The Fund staff not only raised objections after the announcement of the first tax amnesty scheme (December 2013) but also recently after the second. The first scheme was criticized in the second mandatory staff review uploaded in March 2014 wherein it was stated that “The package seeks to improve the investment climate through reducing tax scrutiny. The package opens another loophole in the system in addition to the ones that already exist for remittances and equity stock investment, and raises potential money laundering risks. The immunity from routine audit hinders the self-assessment process, and the amnesty-entailed by waiving penalties and interests-is likely to be detrimental to improving compliance and collections as taxpayers will develop an expectation of future immunities. There are some factors that mitigate the negative impact of the package. The authorities consider this scheme as one-off, and will refrain from issuing another amnesty during the program period. The immunity from routine audit does not extend to cases where non-compliance is detected from other sources.”

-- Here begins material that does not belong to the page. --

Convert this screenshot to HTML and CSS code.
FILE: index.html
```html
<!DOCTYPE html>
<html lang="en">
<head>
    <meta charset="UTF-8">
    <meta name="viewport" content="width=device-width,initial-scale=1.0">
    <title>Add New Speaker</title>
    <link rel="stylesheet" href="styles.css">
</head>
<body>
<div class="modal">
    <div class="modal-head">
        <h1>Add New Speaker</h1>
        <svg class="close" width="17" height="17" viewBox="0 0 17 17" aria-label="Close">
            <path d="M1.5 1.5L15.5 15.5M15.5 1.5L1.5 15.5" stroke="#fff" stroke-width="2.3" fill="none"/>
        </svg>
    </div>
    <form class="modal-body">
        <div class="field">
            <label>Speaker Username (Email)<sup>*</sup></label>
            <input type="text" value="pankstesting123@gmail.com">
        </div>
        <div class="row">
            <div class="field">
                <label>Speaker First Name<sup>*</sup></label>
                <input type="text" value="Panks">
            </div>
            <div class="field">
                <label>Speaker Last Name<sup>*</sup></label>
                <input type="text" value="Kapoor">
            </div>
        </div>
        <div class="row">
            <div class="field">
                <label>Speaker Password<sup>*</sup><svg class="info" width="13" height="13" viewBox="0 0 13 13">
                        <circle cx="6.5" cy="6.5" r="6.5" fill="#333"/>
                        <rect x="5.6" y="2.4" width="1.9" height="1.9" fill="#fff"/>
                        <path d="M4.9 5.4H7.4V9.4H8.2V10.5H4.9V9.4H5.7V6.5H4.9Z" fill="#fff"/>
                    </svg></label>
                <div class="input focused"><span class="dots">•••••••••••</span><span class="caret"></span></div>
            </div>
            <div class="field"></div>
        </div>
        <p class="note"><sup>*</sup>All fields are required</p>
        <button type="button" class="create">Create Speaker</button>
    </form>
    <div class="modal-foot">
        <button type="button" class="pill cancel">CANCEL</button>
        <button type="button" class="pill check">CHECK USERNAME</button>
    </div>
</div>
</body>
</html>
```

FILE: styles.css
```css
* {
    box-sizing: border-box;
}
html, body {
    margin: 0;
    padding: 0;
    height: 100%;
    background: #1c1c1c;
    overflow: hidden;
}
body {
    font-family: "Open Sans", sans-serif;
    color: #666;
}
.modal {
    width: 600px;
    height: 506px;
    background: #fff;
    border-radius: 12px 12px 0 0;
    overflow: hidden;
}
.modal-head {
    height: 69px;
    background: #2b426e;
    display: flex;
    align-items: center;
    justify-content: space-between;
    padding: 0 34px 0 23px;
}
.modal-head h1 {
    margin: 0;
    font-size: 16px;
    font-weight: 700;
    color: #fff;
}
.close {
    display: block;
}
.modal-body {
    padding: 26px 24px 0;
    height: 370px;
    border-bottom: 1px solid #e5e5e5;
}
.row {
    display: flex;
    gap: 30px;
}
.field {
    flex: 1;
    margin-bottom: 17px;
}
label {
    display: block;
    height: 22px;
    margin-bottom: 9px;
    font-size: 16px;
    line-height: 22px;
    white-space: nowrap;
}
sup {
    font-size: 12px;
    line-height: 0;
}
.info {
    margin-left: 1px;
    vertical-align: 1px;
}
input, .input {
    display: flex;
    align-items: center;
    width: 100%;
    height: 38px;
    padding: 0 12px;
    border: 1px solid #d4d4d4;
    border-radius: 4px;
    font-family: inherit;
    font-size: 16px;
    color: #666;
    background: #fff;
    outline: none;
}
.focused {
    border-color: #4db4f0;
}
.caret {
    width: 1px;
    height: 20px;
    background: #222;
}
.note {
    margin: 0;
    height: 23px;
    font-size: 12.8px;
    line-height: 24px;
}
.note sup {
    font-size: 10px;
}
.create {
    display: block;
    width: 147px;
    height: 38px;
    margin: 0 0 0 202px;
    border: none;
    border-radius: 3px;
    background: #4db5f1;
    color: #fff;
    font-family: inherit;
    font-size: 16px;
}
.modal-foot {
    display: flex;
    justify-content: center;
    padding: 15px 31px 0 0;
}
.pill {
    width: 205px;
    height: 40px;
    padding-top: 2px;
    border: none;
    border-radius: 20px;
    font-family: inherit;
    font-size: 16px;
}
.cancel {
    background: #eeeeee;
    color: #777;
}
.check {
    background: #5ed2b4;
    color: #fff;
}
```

Two years later and after the Dar-led Finance Ministry committed to the Fund in the December 2015 uploaded Letter of Intent that it would not issue any tax amnesty scheme it announced the VTCS less than three weeks later. It is no wonder that Harald Finger, the mission leader for the ongoing 6.64 billion dollar Extended Fund Facility in the conference call reiterated what was noted in the second staff review: “International experience, for example, indicates that tax amnesty schemes can undermine tax compliance and weaken revenue collection by penalising compliant taxpayers and potentially creating expectations also for further tax amnesties. And so we think it’s very important that the current agreement is implemented in a way that minimises these risks”. The scheme was approved by the national assembly on 21 January, though it was opposed by opposition parties, which may be taken as a shut-up call by the Fund though it certainly would merit extracting yet another commitment by the government not to announce a third amnesty scheme.

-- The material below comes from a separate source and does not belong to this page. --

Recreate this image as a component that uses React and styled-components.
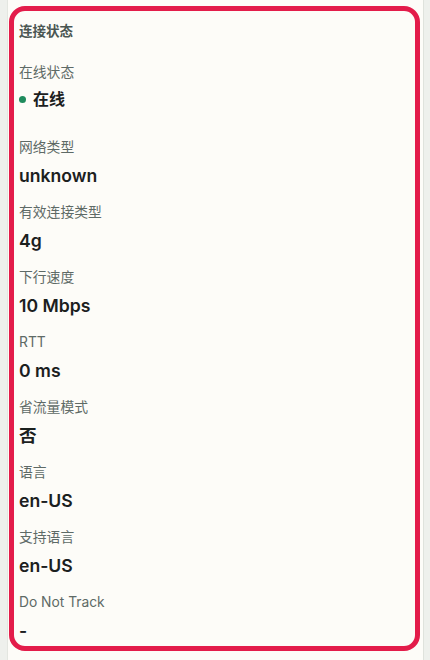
import React from 'react';
import styled, { createGlobalStyle } from 'styled-components';

const GlobalStyle = createGlobalStyle`
html, body {
  margin: 0;
  padding: 0;
  background: #fdfcf8;
}
body {
  font-family: Inter, "Noto Sans CJK SC", sans-serif;
}
`

const Frame = styled.div`
display: flex;
width: 430px;
height: 660px;
overflow: hidden;
`
const Gutter = styled.div`
width: 7px;
flex-shrink: 0;
background: #eef0ec;
border-right: 1px solid #e3e6e0;
`
const Main = styled.div`
flex: 1;
padding: 6px 3px 9px 1px;
`
const RightRail = styled.div`
width: 6px;
flex-shrink: 0;
background: #eef0ec;
border-left: 1px solid #dfe2dc;
`

const Card = styled.section`
height: 100%;
box-sizing: border-box;
border: 5px solid #e31c4a;
border-radius: 16px;
background: #fdfcf8;
padding: 11px 5px 4px;
`
const Title = styled.h3`
margin: 0 0 23px;
font-size: 13.5px;
line-height: 18px;
font-weight: 700;
color: #4a5652;
`
const Field = styled.div`
margin-bottom: ${p => (p.$wide ? '27px' : '15px')};
`
const Label = styled.div`
font-size: 13.8px;
line-height: 18px;
color: #5e6a66;
`
const Value = styled.div`
display: flex;
align-items: center;
margin-top: ${p => (p.$tight ? '6px' : '8px')};
font-size: ${p => (p.$cjk ? '16px' : '17.6px')};
line-height: 24px;
font-weight: 600;
color: #1b201e;
`
const Dot = styled.span`
width: 7px;
height: 7px;
border-radius: 50%;
background: #1f8b5d;
margin-right: 7px;
`

const campos = [
  ['网络类型', 'unknown'],
  ['有效连接类型', '4g'],
  ['下行速度', '10 Mbps'],
  ['RTT', '0 ms'],
  ['省流量模式', '否'],
  ['语言', 'en-US'],
  ['支持语言', 'en-US'],
  ['Do Not Track', '-'],
]

export default function App() {
  return (
    <Frame>
      <GlobalStyle />
      <Gutter />
      <Main>
        <Card>
          <Title>连接状态</Title>
          <Field $wide>
            <Label>在线状态</Label>
            <Value $cjk $tight>
              <Dot />
              在线
            </Value>
          </Field>
          {campos.map(([label, valor]) => (
            <Field key={label}>
              <Label>{label}</Label>
              <Value>{valor}</Value>
            </Field>
          ))}
        </Card>
      </Main>
      <RightRail />
    </Frame>
  )
}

The second and related source of concern for the Fund is privatisation. Finger stated during the conference call that “privatising these public entities through strategic sales is a quite complicated process, a complex process, and so it also needs to be done right. Rushing it through in a way that would then endanger the success of it would not really help anybody. And so we will need to continue discussing these things… we will discuss with the authorities in our upcoming talks the ways forward with fixing the underlying problem of the loss-making public sector entities… In PIA, I think it’s important now that we come to some view on how to get consensus in the Parliamentary process now on next steps.” It is disturbing that the Fund staff known for imposing politically unsavoury conditions on debtor governments is advising our democratically elected government to be more inclusive and take parliament on board. And it is equally disturbing that PML-N’s Mushahid Ullah, a man not part of the economic team, held the press conference postponing the PIA sale by 6 months – an announcement that was followed by a statement that it was never meant to be a privatisation in any case as government shares would have been higher than those offloaded to a strategic investor. In addition, if the government does not change the top decision making team there will be little improvement in PIA finances in six months – the condition specified for abandoning the sale.
Thirdly, a source of concern to the opposition and the general public is the rise in borrowing to contain the budget deficit to agreed limits. Finger stated that “there is still an imbalance in the economy. There is a fiscal deficit that is still higher than it should be and that of course then requires a significant amount of borrowing. That borrowing needs to come from somewhere, and, on the domestic side, it largely comes from the banks that, for one reason or another, then don’t have the same incentive to lend to the private sector, which we think would be quite important to help kick-start that higher growth”. But while Finger acknowledged that government borrowing is compromising private sector growth he did not dwell on the reduction in public sector growth because of slashing of development expenditure (up to 40 percent by provinces) – a flawed condition set by the Fund.
Fourthly, failure to implement the anti-money laundering bill as agreed, with the bill defanged subsequent to Saleem Mandviwalla, the chair of the senate committee on finance, restricting it to sales tax though income tax is where money laundering is more applicable. State Bank autonomy is likely to be granted in letter though not in spirit.
Fifthly, over-valued exchange rate. Finger stated “we think that Pakistan’s nominal exchange rate should continue to be market-determined and any implied overvaluation of the real effective exchange rate can be corrected over the medium-term with continued structural reforms, gradual improvements of Pakistan’s competitiveness, and also with the help of supportive policies. And when I say policies I mean monetary and fiscal particularly and also financial sector policies”. However, the Fund noted in previous reviews that the authorities disagreed with respect to over valuation and given Finger’s admission that “the model estimates showed significant variation and thus they are only indicative” – a variation that previous reviews showed to be from 5 to 20 percent – it is almost a foregone conclusion that the authorities, if the Fund insists on a prior condition in this respect, would try to minimise the correction with obvious continued negative impact on exports.
So what has the programme achieved with around 8 months of the EFF remaining? Finger claimed that “At the beginning of the program, the macroeconomic stability was indeed in danger and the country stood close to a crisis. The fiscal deficit was in excess of eight percent of GDP. Foreign exchange reserves were down to a few weeks of imports. The country was on the brink. This government has been able to turn that around and put in place conditions that led to disappearance almost of any crisis risk and a large reduction of the underlying vulnerabilities that are there by bringing down the fiscal deficit quite considerably and to increase the foreign exchange reserves also to a large extent.”
So what about the trade-off between growth and deficit reduction? Finger in an interview with the Business Recorder last year stated that this linkage does not apply to Pakistan as there are too many imbalances. However, meeting the deficit reduction targets has been largely through a massive reduction in development expenditure that is compromising growth as well as the pace of implementation of the China Pakistan Economic Corridor. Finger claimed success in limiting government from borrowing from the SBP which he stated “is quite encouraging for the medium term” but this only led to the government borrowing from the commercial banking sector which is certainly not encouraging for private sector investment and growth.
And what about heavy reliance on external borrowing – a charge levelled at the Sharif administration by the opposition as well as economists. Finger in the conference call said it all: “a SBP report did mention that not since 9/11 has Pakistan seen inflows on this scale even though many of them are debt- creating.”